The Impact of the SECURE Act

The SECURE Act, passed in 2019 and revised in 2022, has brought significant changes to how IRAs are managed and passed on. These changes can affect how you plan your distributions and how your beneficiaries will manage the inherited IRA.

Categories of Beneficiaries

Understanding the categories of beneficiaries is essential:

  • Non-Designated Beneficiaries: These are entities like estates, charities, or non-look-through trusts. Generally, it’s not advisable to designate these as beneficiaries unless you have specific reasons, such as donating to a charity.
  • Non-Eligible Designated Beneficiaries: This category includes individuals who do not fall under special exceptions. Under the SECURE Act, they must deplete the IRA within 10 years.
  • Eligible Designated Beneficiaries: These beneficiaries get more favorable treatment and can stretch distributions over their lifetime. This group includes surviving spouses, minor children of the account owner, chronically ill or disabled individuals, and individuals not more than 10 years younger than the deceased IRA owner.

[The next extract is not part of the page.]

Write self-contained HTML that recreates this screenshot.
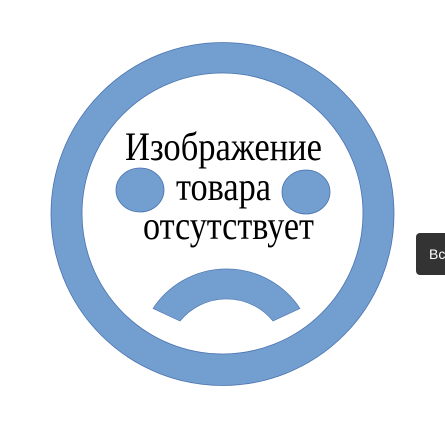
<!DOCTYPE html>
<html><head><meta charset="utf-8"><style>
html,body{margin:0;padding:0;background:#fff;width:445px;height:427px;overflow:hidden;position:relative}
.btn{position:absolute;left:416px;top:233px;width:40px;height:42px;background:#333;border-radius:4px;color:#fff;font:14px "Liberation Sans",sans-serif;line-height:42px;padding-left:13px;box-sizing:border-box}
</style></head><body>
<svg width="445" height="427" style="position:absolute;left:0;top:0">
<path fill-rule="evenodd" fill="#729fcf" stroke="#4a72b0" stroke-width="0.8" d="M51,214a171.5,171.5 0 1,0 343,0a171.5,171.5 0 1,0 -343,0Z M82,213.5a140.5,140.5 0 1,0 281,0a140.5,140.5 0 1,0 -281,0Z"/>
<ellipse cx="140" cy="190" rx="24" ry="22" fill="#729fcf" stroke="#4a72b0" stroke-width="0.8"/>
<ellipse cx="306" cy="192" rx="24" ry="22" fill="#729fcf" stroke="#4a72b0" stroke-width="0.8"/>
<path fill="#729fcf" stroke="#4a72b0" stroke-width="0.6" d="M153,308.5 A88,88 0 0,1 300,308.5 L273,321 A60,60 0 0,0 180,321 Z"/>
<g font-family="'Liberation Serif','DejaVu Serif',serif" font-size="40" fill="#000">
<text x="125" y="160" textLength="197" lengthAdjust="spacingAndGlyphs">Изображение</text>
<text x="176" y="200" textLength="95" lengthAdjust="spacingAndGlyphs">товара</text>
<text x="143" y="239" textLength="171" lengthAdjust="spacingAndGlyphs">отсутствует</text>
</g>
</svg>
<div class="btn">Вс</div>
</body></html>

Special Considerations for Spouses and Special Needs Trusts

Spousal beneficiaries receive the most favorable tax treatment. They can retitle the IRA in their own name, converting it from an inherited IRA to their own IRA, which changes the distribution rules. Special needs trusts are essential for beneficiaries who are chronically ill or disabled, ensuring they receive distributions without jeopardizing their government benefits.

Practical Steps for IRA Owners and Inheritors

For IRA owners, it’s wise to start distributing the IRA slowly over time, either through Roth conversions or regular distributions, to minimize the tax impact on your beneficiaries. For inheritors, understanding your category and planning distributions accordingly can save significant tax burdens.

Additional Resources

Our video includes detailed charts to determine your Required Minimum Distributions (RMDs) and additional videos on spousal beneficiaries and special needs trusts. We offer comprehensive financial planning tips to help you navigate these complexities.

Meet the Experts

Hans Scheil and Tom Griffith provide clear, actionable insights to help you make informed decisions about your IRA. For personalized advice, we are licensed in all 50 states and the District of Columbia. Contact us for assistance via phone or Zoom. Watch the video now and ensure you’re making the best decisions for your financial future and that of your beneficiaries.

Disclaimer

This blog post is for educational purposes only and does not constitute financial advice. Please consult with a financial professional for personalized advice tailored to your specific situation.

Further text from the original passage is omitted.